Her appearance offers a chance to persuade investors that she has plans to deal with a sharp increase in British government borrowing costs, due in part to a global bond selloff which threatens to derail her budget plans.
“The fiscal rules that I set out in my budget in October are non-negotiable and growth is the number one mission of this government to make our country better off,” Reeves told reporters after visiting a Brompton bicycles shop in Beijing.
“That’s why I’m in China to unlock tangible benefits for British businesses exporting and trading around the world to ensure that we have greater access to the second-largest economy in the world.”
Reeves’ visit follows a dialogue opened last year between Prime Minister Keir Starmer and President Xi Jinping, the first between the two countries’ leaders since 2018.
The approach taken by the Labour government, elected in July, contrasts with the previous Conservative administration which took a robust approach to differences with China — particularly over human rights, Hong Kong and allegations of Chinese espionage.
Asked on Thursday if Reeves would raise human-rights issues, Starmer’s spokesperson said her visit would fit with London’s stance that it would take a strategic approach to China and challenge it “robustly” when necessary.
Starmer has long described his desire to build a relationship with China that is “rooted in the UK’s national interests” by boosting trade, a task that may become more difficult if US President-elect Donald Trump follows through on his threat to impose tariffs on all imports.

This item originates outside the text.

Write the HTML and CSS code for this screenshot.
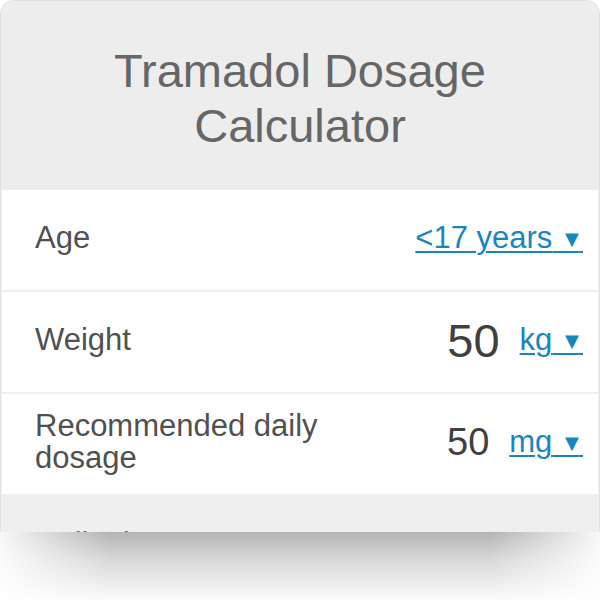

Asked whether Britain would follow Washington and Brussels in imposing tariffs on Chinese electric vehicles, Reeves said: “We keep issues under review but we make decisions in our national interest.”
British car manufacturers “like Jaguar and Land Rover export substantially to Chinese markets, and we want to help them to grow.”
China is Britain’s fourth-largest trading partner, accounting for goods and services trade worth almost 113 billion pounds ($138 billion).